▸ **Entries shown**
====

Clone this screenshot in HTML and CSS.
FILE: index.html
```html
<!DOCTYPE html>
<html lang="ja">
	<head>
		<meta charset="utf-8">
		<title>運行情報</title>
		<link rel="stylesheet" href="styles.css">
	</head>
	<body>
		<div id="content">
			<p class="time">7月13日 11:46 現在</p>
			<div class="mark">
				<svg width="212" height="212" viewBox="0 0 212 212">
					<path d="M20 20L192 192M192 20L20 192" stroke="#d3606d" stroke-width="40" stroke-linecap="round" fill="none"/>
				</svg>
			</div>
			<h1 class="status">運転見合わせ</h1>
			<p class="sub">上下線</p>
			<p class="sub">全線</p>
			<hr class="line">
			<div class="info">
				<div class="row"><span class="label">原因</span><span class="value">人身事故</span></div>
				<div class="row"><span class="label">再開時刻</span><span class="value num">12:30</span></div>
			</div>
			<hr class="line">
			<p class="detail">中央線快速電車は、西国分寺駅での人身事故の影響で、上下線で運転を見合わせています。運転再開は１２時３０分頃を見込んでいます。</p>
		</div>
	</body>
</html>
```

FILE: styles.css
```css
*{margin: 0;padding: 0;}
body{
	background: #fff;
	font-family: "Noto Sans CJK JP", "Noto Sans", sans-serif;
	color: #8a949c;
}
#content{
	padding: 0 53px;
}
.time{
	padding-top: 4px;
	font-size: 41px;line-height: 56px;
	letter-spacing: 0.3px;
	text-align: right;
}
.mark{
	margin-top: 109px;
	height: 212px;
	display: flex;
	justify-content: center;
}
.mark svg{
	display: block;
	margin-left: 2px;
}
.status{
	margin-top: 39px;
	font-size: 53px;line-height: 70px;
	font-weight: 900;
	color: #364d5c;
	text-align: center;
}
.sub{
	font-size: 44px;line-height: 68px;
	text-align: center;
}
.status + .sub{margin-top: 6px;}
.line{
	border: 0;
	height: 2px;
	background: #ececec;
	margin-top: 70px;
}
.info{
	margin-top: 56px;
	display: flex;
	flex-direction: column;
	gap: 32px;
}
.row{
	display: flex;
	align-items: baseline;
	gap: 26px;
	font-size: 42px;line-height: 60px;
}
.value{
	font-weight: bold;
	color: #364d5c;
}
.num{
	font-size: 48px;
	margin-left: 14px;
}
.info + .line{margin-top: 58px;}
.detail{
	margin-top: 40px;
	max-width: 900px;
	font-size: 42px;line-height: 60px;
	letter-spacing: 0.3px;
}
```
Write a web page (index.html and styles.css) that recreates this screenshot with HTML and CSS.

====

▸ **Goal of the exercise**
Note every line above where the string "index" shows up, and copy those lines.

▸ **Completed exercise**
FILE: index.html
Write a web page (index.html and styles.css) that recreates this screenshot with HTML and CSS.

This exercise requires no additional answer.